Please retype the records below exactly, leaving out any pictures.

> _Data for processing_:
+---+

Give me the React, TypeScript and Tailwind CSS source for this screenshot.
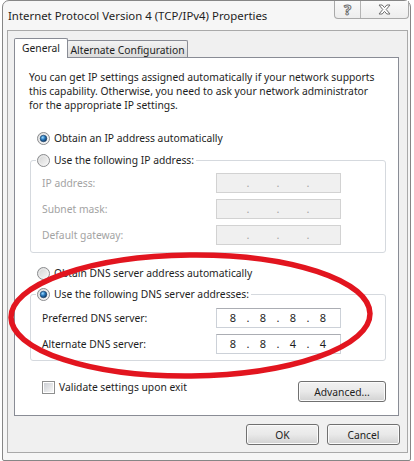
import React, { Fragment } from "react";

function Radio({ checked, id }: { checked?: boolean; id: string }) {
  return (
    <svg width="13" height="13" viewBox="0 0 13 13" className="shrink-0">
      <defs>
        <linearGradient id={`rg${id}`} x1="0" y1="0" x2="1" y2="1">
          <stop offset="0" stopColor="#cfcfcf" />
          <stop offset="1" stopColor="#fbfbfb" />
        </linearGradient>
        <radialGradient id={`rd${id}`} cx="0.38" cy="0.35" r="0.7">
          <stop offset="0" stopColor="#9fdcff" />
          <stop offset="0.45" stopColor="#2c7cc0" />
          <stop offset="1" stopColor="#0d2f57" />
        </radialGradient>
      </defs>
      <circle cx="6.5" cy="6.5" r="6" fill={`url(#rg${id})`} stroke="#8b8c8e" strokeWidth="1" />
      <circle cx="6.5" cy="6.5" r="4.6" fill="none" stroke="#f4f4f4" strokeWidth="0.8" opacity="0.8" />
      {checked && <circle cx="6.5" cy="6.5" r="3.3" fill={`url(#rd${id})`} stroke="#163e66" strokeWidth="0.6" />}
    </svg>
  );
}

function IpBox({ values, enabled }: { values?: string[]; enabled?: boolean }) {
  return (
    <div
      className={
        enabled
          ? "flex h-[20px] w-[125px] items-center border border-[#ccd1d8] border-t-[#abadb3] bg-white pl-[1px] text-[11px] text-[#1e1e1e]"
          : "flex h-[20px] w-[125px] items-center border border-[#d2d2d2] bg-[#f0f0f0] pl-[1px] text-[11px] text-[#a3a3a3]"
      }
    >
      {[0, 1, 2, 3].map((i) => (
        <Fragment key={i}>
          {i > 0 && <span className="flex w-0 justify-center">.</span>}
          <span className="w-[30px] text-center">{values ? values[i] : ""}</span>
        </Fragment>
      ))}
    </div>
  );
}

function Btn({ label, w }: { label: string; w: string }) {
  return (
    <div
      className={`${w} flex h-[21px] items-center justify-center rounded-[3px] border border-[#707070] bg-linear-to-b from-[#f2f2f2] via-[#e9e9e9] to-[#d2d2d2] text-[#1e1e1e] shadow-[inset_0_0_0_1px_#fbfbfb]`}
    >
      {label}
    </div>
  );
}

function Row({ label, enabled, values }: { label: string; enabled?: boolean; values?: string[] }) {
  return (
    <div className="flex h-[20px] items-center">
      <span className={enabled ? "w-[174px] text-[#1e1e1e]" : "w-[174px] text-[#a3a3a3]"}>{label}</span>
      <IpBox enabled={enabled} values={values} />
    </div>
  );
}

export default function App() {
  return (
    <div className="relative h-[461px] w-[414px] overflow-hidden bg-white font-['Noto_Sans',sans-serif] text-[10.3px] leading-[14px] text-[#1e1e1e]">
      {/* window frame */}
      <div className="ml-[2px] flex h-[461px] w-[409px] flex-col rounded-t-[7px] rounded-b-[2px] border border-[#868686] bg-[#f6f6f6]">
        {/* title bar */}
        <div className="flex h-[29px] items-start justify-between">
          <span className="self-center pl-[5px] text-[11.4px] text-[#1e1e1e]">
            Internet Protocol Version 4 (TCP/IPv4) Properties
          </span>
          <div className="mr-[1px] flex h-[18px] rounded-b-[4px] border-x border-b border-[#a9a9a9] bg-linear-to-b from-[#fafafa] to-[#ededed]">
            <div className="flex w-[26px] items-center justify-center border-r border-[#b4b4b4]">
              <span className="text-[15px] font-bold leading-none text-white [-webkit-text-stroke:1px_#6e6e6e]">?</span>
            </div>
            <div className="flex w-[47px] items-center justify-center">
              <svg width="13" height="11" viewBox="0 0 13 11">
                <path
                  d="M1 1 H4.2 L6.5 3.6 L8.8 1 H12 L8.2 5.5 L12 10 H8.8 L6.5 7.4 L4.2 10 H1 L4.8 5.5 Z"
                  fill="#ffffff"
                  stroke="#6e6e6e"
                  strokeWidth="1"
                  strokeLinejoin="round"
                />
              </svg>
            </div>
          </div>
        </div>

        {/* client area */}
        <div className="ml-[4px] flex h-[423px] w-[401px] flex-col border border-[#a9a9a9] bg-[#f0f0f0] pt-[7px]">
          {/* tabs */}
          <div className="flex h-[19px] items-end pl-[6px]">
            <div className="relative z-10 -mb-[1px] flex h-[20px] w-[54px] items-center justify-center rounded-t-[2px] border-x border-t border-[#898c95] bg-white pb-[1px]">
              General
            </div>
            <div className="-ml-[1px] flex h-[17px] w-[121px] items-center justify-center rounded-t-[2px] border-x border-t border-[#898c95] bg-linear-to-b from-[#f3f3f3] to-[#dcdcdc] pt-[1px]">
              Alternate Configuration
            </div>
          </div>

          {/* tab panel */}
          <div className="ml-[6px] flex h-[359px] w-[385px] flex-col border border-[#898c95] bg-white">
            <div className="pl-[14px] pt-[12px]">
              <span className="block">You can get IP settings assigned automatically if your network supports</span>
              <span className="block">this capability. Otherwise, you need to ask your network administrator</span>
              <span className="block">for the appropriate IP settings.</span>
            </div>

            <div className="mt-[18px] flex h-[16px] items-center gap-[4px] pl-[22px]">
              <Radio id="a" checked />
              <span>Obtain an IP address automatically</span>
            </div>

            <fieldset className="mt-[6px] ml-[15px] w-[356px] rounded-[3px] border border-[#d5d9de] pb-[7px]">
              <legend className="ml-[5px] flex h-[16px] items-center gap-[4px] pl-[1px] pr-[2px]">
                <Radio id="b" />
                <span>Use the following IP address:</span>
              </legend>
              <div className="flex flex-col gap-[6px] pl-[11px] pt-[5px]">
                <Row label="IP address:" />
                <Row label="Subnet mask:" />
                <Row label="Default gateway:" />
              </div>
            </fieldset>

            <div className="mt-[12px] flex h-[16px] items-center gap-[4px] pl-[22px]">
              <Radio id="c" />
              <span>Obtain DNS server address automatically</span>
            </div>

            <fieldset className="mt-[5px] ml-[15px] w-[356px] rounded-[3px] border border-[#d5d9de] pb-[6px]">
              <legend className="ml-[5px] flex h-[16px] items-center gap-[4px] pl-[1px] pr-[2px]">
                <Radio id="d" checked />
                <span>Use the following DNS server addresses:</span>
              </legend>
              <div className="flex flex-col gap-[6px] pl-[11px] pt-[6px]">
                <Row label="Preferred DNS server:" enabled values={["8", "8", "8", "8"]} />
                <Row label="Alternate DNS server:" enabled values={["8", "8", "4", "4"]} />
              </div>
            </fieldset>

            <div className="mt-[20px] flex items-start justify-between">
              <div className="flex items-center gap-[4px] pl-[27px]">
                <div className="flex h-[13px] w-[13px] items-center justify-center border border-[#8e8f8f] bg-white">
                  <div className="h-[9px] w-[9px] bg-linear-to-br from-[#cdd0d5] to-[#f7f7f7]" />
                </div>
                <span className="-mt-[1px]">Validate settings upon exit</span>
              </div>
              <div className="mr-[12px]">
                <Btn label="Advanced..." w="w-[88px]" />
              </div>
            </div>
          </div>

          {/* dialog buttons */}
          <div className="mt-[8px] flex justify-end gap-[8px] pr-[7px]">
            <Btn label="OK" w="w-[73px]" />
            <Btn label="Cancel" w="w-[73px]" />
          </div>
        </div>
      </div>

      {/* red annotation ellipse */}
      <svg
        className="pointer-events-none absolute left-0 top-0"
        width="414"
        height="461"
        viewBox="0 0 414 461"
      >
        <ellipse
          cx="190.5"
          cy="315.5"
          rx="179.5"
          ry="60.5"
          transform="rotate(-0.6 190.5 315.5)"
          fill="none"
          stroke="#e2151f"
          strokeWidth="5.5"
        />
      </svg>
    </div>
  );
}
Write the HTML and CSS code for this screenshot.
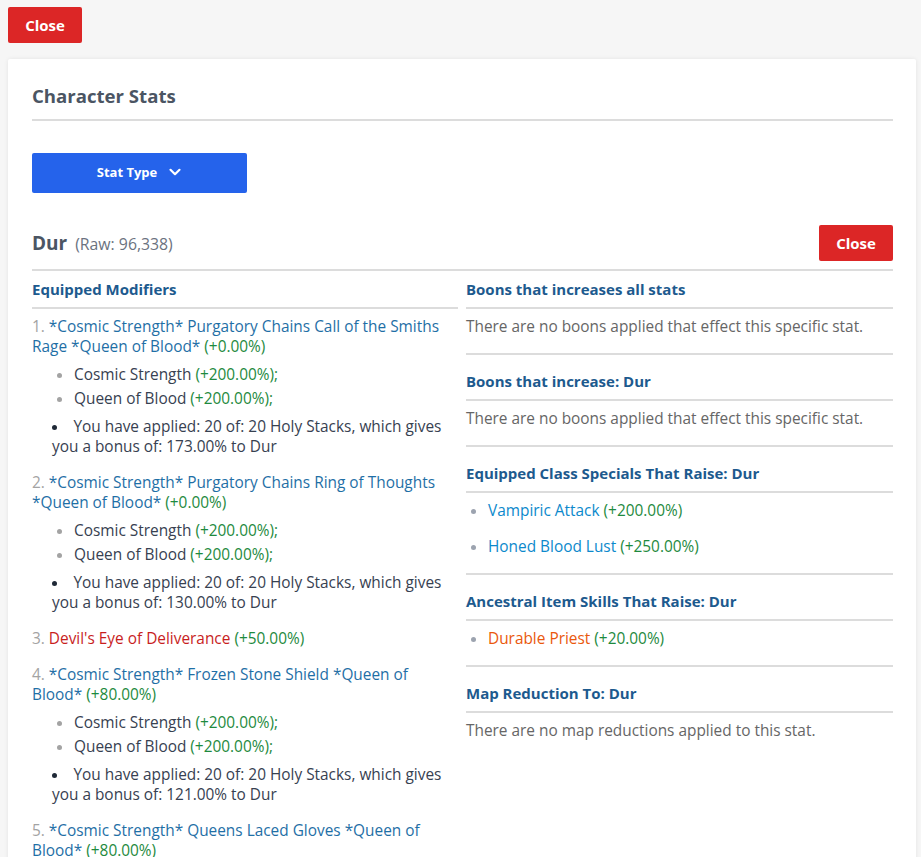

+---+

> _Solution for this exercise_:
Give me the React, TypeScript and Tailwind CSS source for this screenshot.
import React, { Fragment } from "react";

function Radio({ checked, id }: { checked?: boolean; id: string }) {
  return (
    <svg width="13" height="13" viewBox="0 0 13 13" className="shrink-0">
      <defs>
        <linearGradient id={`rg${id}`} x1="0" y1="0" x2="1" y2="1">
          <stop offset="0" stopColor="#cfcfcf" />
          <stop offset="1" stopColor="#fbfbfb" />
        </linearGradient>
        <radialGradient id={`rd${id}`} cx="0.38" cy="0.35" r="0.7">
          <stop offset="0" stopColor="#9fdcff" />
          <stop offset="0.45" stopColor="#2c7cc0" />
          <stop offset="1" stopColor="#0d2f57" />
        </radialGradient>
      </defs>
      <circle cx="6.5" cy="6.5" r="6" fill={`url(#rg${id})`} stroke="#8b8c8e" strokeWidth="1" />
      <circle cx="6.5" cy="6.5" r="4.6" fill="none" stroke="#f4f4f4" strokeWidth="0.8" opacity="0.8" />
      {checked && <circle cx="6.5" cy="6.5" r="3.3" fill={`url(#rd${id})`} stroke="#163e66" strokeWidth="0.6" />}
    </svg>
  );
}

function IpBox({ values, enabled }: { values?: string[]; enabled?: boolean }) {
  return (
    <div
      className={
        enabled
          ? "flex h-[20px] w-[125px] items-center border border-[#ccd1d8] border-t-[#abadb3] bg-white pl-[1px] text-[11px] text-[#1e1e1e]"
          : "flex h-[20px] w-[125px] items-center border border-[#d2d2d2] bg-[#f0f0f0] pl-[1px] text-[11px] text-[#a3a3a3]"
      }
    >
      {[0, 1, 2, 3].map((i) => (
        <Fragment key={i}>
          {i > 0 && <span className="flex w-0 justify-center">.</span>}
          <span className="w-[30px] text-center">{values ? values[i] : ""}</span>
        </Fragment>
      ))}
    </div>
  );
}

function Btn({ label, w }: { label: string; w: string }) {
  return (
    <div
      className={`${w} flex h-[21px] items-center justify-center rounded-[3px] border border-[#707070] bg-linear-to-b from-[#f2f2f2] via-[#e9e9e9] to-[#d2d2d2] text-[#1e1e1e] shadow-[inset_0_0_0_1px_#fbfbfb]`}
    >
      {label}
    </div>
  );
}

function Row({ label, enabled, values }: { label: string; enabled?: boolean; values?: string[] }) {
  return (
    <div className="flex h-[20px] items-center">
      <span className={enabled ? "w-[174px] text-[#1e1e1e]" : "w-[174px] text-[#a3a3a3]"}>{label}</span>
      <IpBox enabled={enabled} values={values} />
    </div>
  );
}

export default function App() {
  return (
    <div className="relative h-[461px] w-[414px] overflow-hidden bg-white font-['Noto_Sans',sans-serif] text-[10.3px] leading-[14px] text-[#1e1e1e]">
      {/* window frame */}
      <div className="ml-[2px] flex h-[461px] w-[409px] flex-col rounded-t-[7px] rounded-b-[2px] border border-[#868686] bg-[#f6f6f6]">
        {/* title bar */}
        <div className="flex h-[29px] items-start justify-between">
          <span className="self-center pl-[5px] text-[11.4px] text-[#1e1e1e]">
            Internet Protocol Version 4 (TCP/IPv4) Properties
          </span>
          <div className="mr-[1px] flex h-[18px] rounded-b-[4px] border-x border-b border-[#a9a9a9] bg-linear-to-b from-[#fafafa] to-[#ededed]">
            <div className="flex w-[26px] items-center justify-center border-r border-[#b4b4b4]">
              <span className="text-[15px] font-bold leading-none text-white [-webkit-text-stroke:1px_#6e6e6e]">?</span>
            </div>
            <div className="flex w-[47px] items-center justify-center">
              <svg width="13" height="11" viewBox="0 0 13 11">
                <path
                  d="M1 1 H4.2 L6.5 3.6 L8.8 1 H12 L8.2 5.5 L12 10 H8.8 L6.5 7.4 L4.2 10 H1 L4.8 5.5 Z"
                  fill="#ffffff"
                  stroke="#6e6e6e"
                  strokeWidth="1"
                  strokeLinejoin="round"
                />
              </svg>
            </div>
          </div>
        </div>

        {/* client area */}
        <div className="ml-[4px] flex h-[423px] w-[401px] flex-col border border-[#a9a9a9] bg-[#f0f0f0] pt-[7px]">
          {/* tabs */}
          <div className="flex h-[19px] items-end pl-[6px]">
            <div className="relative z-10 -mb-[1px] flex h-[20px] w-[54px] items-center justify-center rounded-t-[2px] border-x border-t border-[#898c95] bg-white pb-[1px]">
              General
            </div>
            <div className="-ml-[1px] flex h-[17px] w-[121px] items-center justify-center rounded-t-[2px] border-x border-t border-[#898c95] bg-linear-to-b from-[#f3f3f3] to-[#dcdcdc] pt-[1px]">
              Alternate Configuration
            </div>
          </div>

          {/* tab panel */}
          <div className="ml-[6px] flex h-[359px] w-[385px] flex-col border border-[#898c95] bg-white">
            <div className="pl-[14px] pt-[12px]">
              <span className="block">You can get IP settings assigned automatically if your network supports</span>
              <span className="block">this capability. Otherwise, you need to ask your network administrator</span>
              <span className="block">for the appropriate IP settings.</span>
            </div>

            <div className="mt-[18px] flex h-[16px] items-center gap-[4px] pl-[22px]">
              <Radio id="a" checked />
              <span>Obtain an IP address automatically</span>
            </div>

            <fieldset className="mt-[6px] ml-[15px] w-[356px] rounded-[3px] border border-[#d5d9de] pb-[7px]">
              <legend className="ml-[5px] flex h-[16px] items-center gap-[4px] pl-[1px] pr-[2px]">
                <Radio id="b" />
                <span>Use the following IP address:</span>
              </legend>
              <div className="flex flex-col gap-[6px] pl-[11px] pt-[5px]">
                <Row label="IP address:" />
                <Row label="Subnet mask:" />
                <Row label="Default gateway:" />
              </div>
            </fieldset>

            <div className="mt-[12px] flex h-[16px] items-center gap-[4px] pl-[22px]">
              <Radio id="c" />
              <span>Obtain DNS server address automatically</span>
            </div>

            <fieldset className="mt-[5px] ml-[15px] w-[356px] rounded-[3px] border border-[#d5d9de] pb-[6px]">
              <legend className="ml-[5px] flex h-[16px] items-center gap-[4px] pl-[1px] pr-[2px]">
                <Radio id="d" checked />
                <span>Use the following DNS server addresses:</span>
              </legend>
              <div className="flex flex-col gap-[6px] pl-[11px] pt-[6px]">
                <Row label="Preferred DNS server:" enabled values={["8", "8", "8", "8"]} />
                <Row label="Alternate DNS server:" enabled values={["8", "8", "4", "4"]} />
              </div>
            </fieldset>

            <div className="mt-[20px] flex items-start justify-between">
              <div className="flex items-center gap-[4px] pl-[27px]">
                <div className="flex h-[13px] w-[13px] items-center justify-center border border-[#8e8f8f] bg-white">
                  <div className="h-[9px] w-[9px] bg-linear-to-br from-[#cdd0d5] to-[#f7f7f7]" />
                </div>
                <span className="-mt-[1px]">Validate settings upon exit</span>
              </div>
              <div className="mr-[12px]">
                <Btn label="Advanced..." w="w-[88px]" />
              </div>
            </div>
          </div>

          {/* dialog buttons */}
          <div className="mt-[8px] flex justify-end gap-[8px] pr-[7px]">
            <Btn label="OK" w="w-[73px]" />
            <Btn label="Cancel" w="w-[73px]" />
          </div>
        </div>
      </div>

      {/* red annotation ellipse */}
      <svg
        className="pointer-events-none absolute left-0 top-0"
        width="414"
        height="461"
        viewBox="0 0 414 461"
      >
        <ellipse
          cx="190.5"
          cy="315.5"
          rx="179.5"
          ry="60.5"
          transform="rotate(-0.6 190.5 315.5)"
          fill="none"
          stroke="#e2151f"
          strokeWidth="5.5"
        />
      </svg>
    </div>
  );
}
Write the HTML and CSS code for this screenshot.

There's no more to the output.